Fauci: Back-to-normal may be back next year
Daily life could nearly reach the normality of prepandemic times by the end of next year, Dr. Anthony Fauci said, but it all depends on how many people get a coronavirus vaccine.
“We may actually have enough herd immunity protecting our society that as we get to the end of 2021, we could approach very much some degree of normality that is close to where we were before,” said Fauci, the nation’s top infectious disease doctor.
That would require 7580% of the population taking a coronavirus vaccine, a move that many Americans are considering with caution. Fauci said if only 40% or 50% of the population get it, it’s going to take “quite awhile” to reach sufficient immunity levels.

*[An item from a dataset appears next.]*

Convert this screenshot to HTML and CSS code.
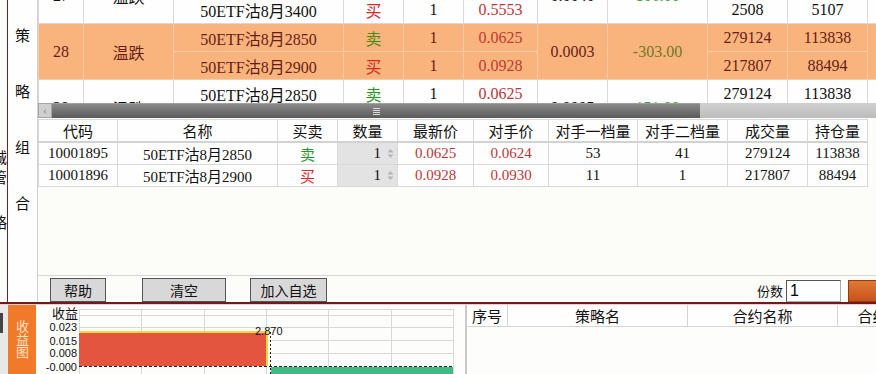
FILE: index.html
```html
<!DOCTYPE html>
<html lang="zh-CN">
<head>
    <meta charset="UTF-8">
    <meta name="viewport" content="width=device-width, initial-scale=1.0">
    <title>策略组合</title>
    <link rel="stylesheet" href="styles.css">
</head>
<body>
    <div class="main">
        <!-- cut-off panel on the far left -->
        <div class="edge">
            <span class="edge-a">诚</span>
            <span class="edge-b">管</span>
            <span class="edge-c">略</span>
        </div>
        <div class="side-label">策略组合</div>

        <div class="content">
            <!-- Strategy list (scrolled) -->
            <div class="grid-view">
                <table class="combo-table">
                    <colgroup>
                        <col style="width:45px"><col style="width:90px"><col style="width:170px">
                        <col style="width:60px"><col style="width:60px"><col style="width:74px">
                        <col style="width:70px"><col style="width:100px"><col style="width:80px">
                        <col style="width:80px"><col style="width:60px">
                    </colgroup>
                    <tr>
                        <td rowspan="2">27</td><td rowspan="2">温跌</td>
                        <td>50ETF沽8月3350</td><td class="buy">买</td><td>1</td><td class="price">0.6210</td>
                        <td rowspan="2">0.0040</td><td rowspan="2" class="pnl">106.00</td>
                        <td>1860</td><td>4312</td><td rowspan="2"></td>
                    </tr>
                    <tr>
                        <td>50ETF沽8月3400</td><td class="buy">买</td><td>1</td><td class="price">0.5553</td>
                        <td>2508</td><td>5107</td>
                    </tr>
                    <tr class="hl">
                        <td rowspan="2">28</td><td rowspan="2">温跌</td>
                        <td>50ETF沽8月2850</td><td class="sell">卖</td><td>1</td><td class="price">0.0625</td>
                        <td rowspan="2">0.0003</td><td rowspan="2" class="pnl">-303.00</td>
                        <td>279124</td><td>113838</td><td rowspan="2"></td>
                    </tr>
                    <tr class="hl">
                        <td>50ETF沽8月2900</td><td class="buy">买</td><td>1</td><td class="price">0.0928</td>
                        <td>217807</td><td>88494</td>
                    </tr>
                    <tr>
                        <td rowspan="2">29</td><td rowspan="2">温跌</td>
                        <td>50ETF沽8月2850</td><td class="sell">卖</td><td>1</td><td class="price">0.0625</td>
                        <td rowspan="2">0.0005</td><td rowspan="2" class="pnl">151.00</td>
                        <td>279124</td><td>113838</td><td rowspan="2"></td>
                    </tr>
                    <tr>
                        <td></td><td></td><td></td><td></td><td></td><td></td>
                    </tr>
                </table>
            </div>

            <div class="hscroll">
                <div class="hscroll-btn">&#8249;</div>
                <div class="hscroll-thumb"><span class="grip"></span></div>
                <div class="hscroll-track"></div>
            </div>

            <!-- Legs of the selected strategy -->
            <table class="legs-table">
                <colgroup>
                    <col style="width:79px"><col style="width:160px"><col style="width:60px">
                    <col style="width:60px"><col style="width:76px"><col style="width:75px">
                    <col style="width:89px"><col style="width:90px"><col style="width:80px">
                    <col style="width:60px">
                </colgroup>
                <tr>
                    <th>代码</th><th>名称</th><th>买卖</th><th>数量</th><th>最新价</th>
                    <th>对手价</th><th>对手一档量</th><th>对手二档量</th><th>成交量</th><th>持仓量</th>
                </tr>
                <tr>
                    <td>10001895</td><td>50ETF沽8月2850</td><td class="sell">卖</td>
                    <td class="qty">1<svg class="spin" width="7" height="11" viewBox="0 0 7 11"><path d="M3.5 1 L6.5 4.5 L0.5 4.5 Z M0.5 6.5 L6.5 6.5 L3.5 10 Z" fill="#b4b4b4"/></svg></td>
                    <td class="price">0.0625</td><td class="price">0.0624</td><td>53</td><td>41</td><td>279124</td><td>113838</td>
                </tr>
                <tr>
                    <td>10001896</td><td>50ETF沽8月2900</td><td class="buy">买</td>
                    <td class="qty">1<svg class="spin" width="7" height="11" viewBox="0 0 7 11"><path d="M3.5 1 L6.5 4.5 L0.5 4.5 Z M0.5 6.5 L6.5 6.5 L3.5 10 Z" fill="#b4b4b4"/></svg></td>
                    <td class="price">0.0928</td><td class="price">0.0930</td><td>11</td><td>1</td><td>217807</td><td>88494</td>
                </tr>
            </table>

            <div class="fill"></div>

            <div class="toolbar">
                <button class="btn btn-help">帮助</button>
                <button class="btn btn-clear">清空</button>
                <button class="btn btn-fav">加入自选</button>
                <span class="share-label">份数</span>
                <input class="share-input" type="text" value="1">
                <button class="order-btn"></button>
            </div>
        </div>
    </div>

    <div class="divider"></div>

    <div class="bottom">
        <div class="bottom-edge"><span class="edge-mark"></span></div>
        <div class="chart-tab">收益图</div>
        <div class="chart">
            <svg width="429" height="69" viewBox="0 0 429 69">
                <text x="16" y="13" class="chart-title">收益</text>
                <g stroke="#d8d8d8" stroke-width="1">
                    <line x1="43" y1="4.5" x2="417" y2="4.5"/>
                    <line x1="43" y1="10.5" x2="417" y2="10.5"/>
                    <line x1="43" y1="22.5" x2="417" y2="22.5"/>
                    <line x1="43" y1="35.5" x2="417" y2="35.5"/>
                    <line x1="43" y1="48.5" x2="417" y2="48.5"/>
                    <line x1="43.5" y1="4" x2="43.5" y2="69"/>
                    <line x1="105.5" y1="4" x2="105.5" y2="69"/>
                    <line x1="168.5" y1="4" x2="168.5" y2="69"/>
                    <line x1="230.5" y1="4" x2="230.5" y2="69"/>
                    <line x1="292.5" y1="4" x2="292.5" y2="69"/>
                    <line x1="355.5" y1="4" x2="355.5" y2="69"/>
                    <line x1="417.5" y1="4" x2="417.5" y2="69"/>
                </g>
                <rect x="43" y="27" width="189" height="34" fill="#e4553f"/>
                <line x1="43" y1="27" x2="232" y2="27" stroke="#f6d53c" stroke-width="2"/>
                <line x1="231" y1="27" x2="231" y2="61" stroke="#f6d53c" stroke-width="2"/>
                <rect x="235" y="62" width="182" height="8" fill="#40b985"/>
                <line x1="43" y1="61.5" x2="417" y2="61.5" stroke="#222" stroke-dasharray="3,2"/>
                <line x1="234.5" y1="27" x2="234.5" y2="69" stroke="#222" stroke-dasharray="2,2"/>
                <text x="219" y="30" class="chart-num">2.870</text>
                <g class="chart-num" text-anchor="end">
                    <text x="41" y="26">0.023</text>
                    <text x="41" y="40">0.015</text>
                    <text x="41" y="52">0.008</text>
                    <text x="41" y="66">-0.000</text>
                </g>
            </svg>
        </div>
        <div class="splitter"></div>
        <div class="list">
            <div class="list-head">
                <span class="lh-no">序号</span>
                <span class="lh-name">策略名</span>
                <span class="lh-contract">合约名称</span>
                <span class="lh-more">合约代码</span>
            </div>
        </div>
    </div>
</body>
</html>
```

FILE: styles.css
```css
* {
    box-sizing: border-box;
}
body {
    margin: 0;
    width: 876px;
    height: 374px;
    overflow: hidden;
    background-color: #fcfcf8;
    font-family: "Liberation Serif", "Noto Sans CJK SC", serif;
    font-size: 15px;
    color: #111;
}
.main {
    display: flex;
    height: 302px;
}
.edge {
    width: 8px;
    border-right: 1px solid #7a1f1f;
    background-color: #fdfdfb;
    overflow: hidden;
    display: flex;
    flex-direction: column;
}
.edge span {
    margin-left: -8px;
    line-height: 20px;
    font-family: "Noto Sans CJK SC", sans-serif;
}
.edge-a {
    margin-top: 147px;
}
.edge-c {
    margin-top: 25px;
}
.side-label {
    width: 30px;
    border-right: 1px solid #cfcfcf;
    background-color: #fefefe;
    writing-mode: vertical-rl;
    padding-top: 28px;
    letter-spacing: 41px;
    line-height: 29px;
    font-family: "Noto Sans CJK SC", sans-serif;
}
.content {
    flex: 1;
    min-width: 0;
    display: flex;
    flex-direction: column;
}

/* strategy list */
.grid-view {
    height: 103px;
    overflow: hidden;
    background-color: #fefefe;
}
.combo-table {
    border-collapse: collapse;
    table-layout: fixed;
    width: 889px;
    margin-top: -33px;
    font-size: 16px;
}
.combo-table td {
    height: 28px;
    padding: 0;
    border: 1px solid #d9d9d9;
    text-align: center;
    white-space: nowrap;
}
.combo-table tr.hl td {
    background-color: #f9b47e;
    color: #6a1c14;
    border-color: #f6cda6;
}
.buy {
    color: #d42a2a;
}
.sell {
    color: #2a962a;
}
.price {
    color: #b8383a;
}
.pnl {
    color: #3aa03a;
}
.combo-table tr.hl td.buy {
    color: #d42a1e;
}
.combo-table tr.hl td.sell {
    color: #4d8a14;
}
.combo-table tr.hl td.price {
    color: #c03a30;
}
.combo-table tr.hl td.pnl {
    color: #6d7a1e;
}

/* horizontal scrollbar */
.hscroll {
    display: flex;
    height: 15px;
    background-color: #c2c2c2;
}
.hscroll-btn {
    width: 14px;
    background-color: #cfcfcf;
    border: 1px solid #a5a5a5;
    color: #888;
    font-size: 12px;
    line-height: 12px;
    text-align: center;
}
.hscroll-thumb {
    width: 648px;
    background: linear-gradient(#8a8a8a, #5a5a5a);
    border-top: 1px solid #a0a0a0;
    display: flex;
    justify-content: center;
    align-items: center;
}
.grip {
    width: 7px;
    height: 7px;
    background: repeating-linear-gradient(#d8d8d8 0 1px, transparent 1px 2px);
}
.hscroll-track {
    flex: 1;
    background: linear-gradient(#d0d0d0, #bcbcbc);
}

/* legs */
.legs-table {
    border-collapse: collapse;
    table-layout: fixed;
    width: 829px;
    margin-top: 1px;
    background-color: #fefefe;
}
.legs-table th {
    height: 22px;
    padding: 0;
    font-weight: normal;
    border: 1px solid #d9d9d9;
    border-bottom: 2px solid #d2d2d2;
    font-family: "Noto Sans CJK SC", sans-serif;
    line-height: 19px;
}
.legs-table td {
    height: 22px;
    padding: 0;
    border: 1px solid #d9d9d9;
    text-align: center;
    white-space: nowrap;
}
.legs-table td.qty {
    background-color: #e3e3e3;
    text-align: right;
    padding-right: 3px;
}
.spin {
    margin-left: 6px;
    vertical-align: -1px;
}
.fill {
    flex: 1;
}

/* buttons row */
.toolbar {
    height: 27px;
    border-top: 1px solid #d6d6d6;
    display: flex;
    align-items: flex-end;
}
.btn {
    height: 24px;
    padding: 0;
    border: 1px solid #555;
    background-color: #d8d8d8;
    font-family: "Noto Sans CJK SC", sans-serif;
    font-size: 14px;
    color: #111;
}
.btn-help {
    width: 56px;
    margin-left: 12px;
}
.btn-clear {
    width: 84px;
    margin-left: 36px;
}
.btn-fav {
    width: 77px;
    margin-left: 24px;
}
.share-label {
    margin-left: auto;
    margin-right: 3px;
    font-family: "Noto Sans CJK SC", sans-serif;
    font-size: 13px;
    line-height: 22px;
}
.share-input {
    width: 55px;
    height: 22px;
    padding: 0 3px;
    border: 1px solid;
    border-color: #555 #aaa #aaa #555;
    background-color: #fff;
    font-family: "Liberation Sans", sans-serif;
    font-size: 16px;
}
.order-btn {
    width: 48px;
    height: 22px;
    margin-left: 7px;
    margin-right: -20px;
    border: 1px solid #9a3a0a;
    background: linear-gradient(#e07a34, #c8521a);
}

.divider {
    height: 2px;
    background-color: #6e1b1b;
}

/* bottom panels */
.bottom {
    display: flex;
    height: 70px;
    border-top: 1px solid #f0cccc;
}
.bottom-edge {
    width: 8px;
    background-color: #e8e8e8;
    padding-top: 8px;
}
.edge-mark {
    display: block;
    width: 3px;
    height: 20px;
    background-color: #444;
}
.chart-tab {
    width: 28px;
    background-color: #f07a2a;
    color: #ffe2c4;
    writing-mode: vertical-rl;
    font-family: "Noto Sans CJK SC", sans-serif;
    font-size: 13px;
    line-height: 28px;
    padding-top: 15px;
}
.chart {
    width: 429px;
    background-color: #fdfdfb;
}
.chart svg {
    display: block;
}
.chart-title {
    font-family: "Noto Sans CJK SC", sans-serif;
    font-size: 13px;
    fill: #111;
}
.chart-num {
    font-family: "Liberation Sans", sans-serif;
    font-size: 11px;
    fill: #111;
}
.splitter {
    width: 2px;
    background-color: #cacaca;
}
.list {
    flex: 1;
    min-width: 0;
    overflow: hidden;
    background-color: #fdfdfb;
}
.list-head {
    display: flex;
    height: 22px;
    border-bottom: 1px solid #d4d4d4;
    background-color: #fefefe;
    font-family: "Noto Sans CJK SC", sans-serif;
    line-height: 21px;
    white-space: nowrap;
}
.list-head span {
    flex: none;
    text-align: center;
    border-right: 1px solid #d4d4d4;
}
.lh-no {
    width: 41px;
}
.lh-name {
    width: 180px;
}
.lh-contract {
    width: 150px;
}
.lh-more {
    width: 100px;
}
```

Reaching coronavirus testing milestones, which has been a struggle for the country since the outbreak began, is also feasible, said Fauci.
“We can get home tests that are point-of-care, sensitive, specific, cheap without the necessity for a prescription. That’s eminently doable,” said Fauci speaking in a Wednesday webcast hosted by the Harvard T.H. Chan School of Public Health.
Achieving new levels of testing will provide yet another dimension for being able to control the outbreak by understanding infection in real time.
Fauci, who started off the pandemic making frequent public speeches with government officials, has been missing from those settings in recent months.
He said under Biden’s administration, he expects that will change.
“The president-elect wants me as the chief medical advisor and in that capacity I cannot imagine that it will not include being out there in the public giving the kinds of messages that I have in the past,” said Fauci.
The United States has seen gut-wrenching levels of mortality and infection during the COVID-19 pandemic, especially in recent weeks with record-breaking case counts and deaths that could leave some feeling numb.
CNN’s Dr. Sanjay Gupta, moderating the discussion, asked Fauci if there are days during which he just wants to throw up his hands in frustration,
Fauci said he would never do that, “You’ve just got to suck it up and keep going no matter how frustrating it gets.”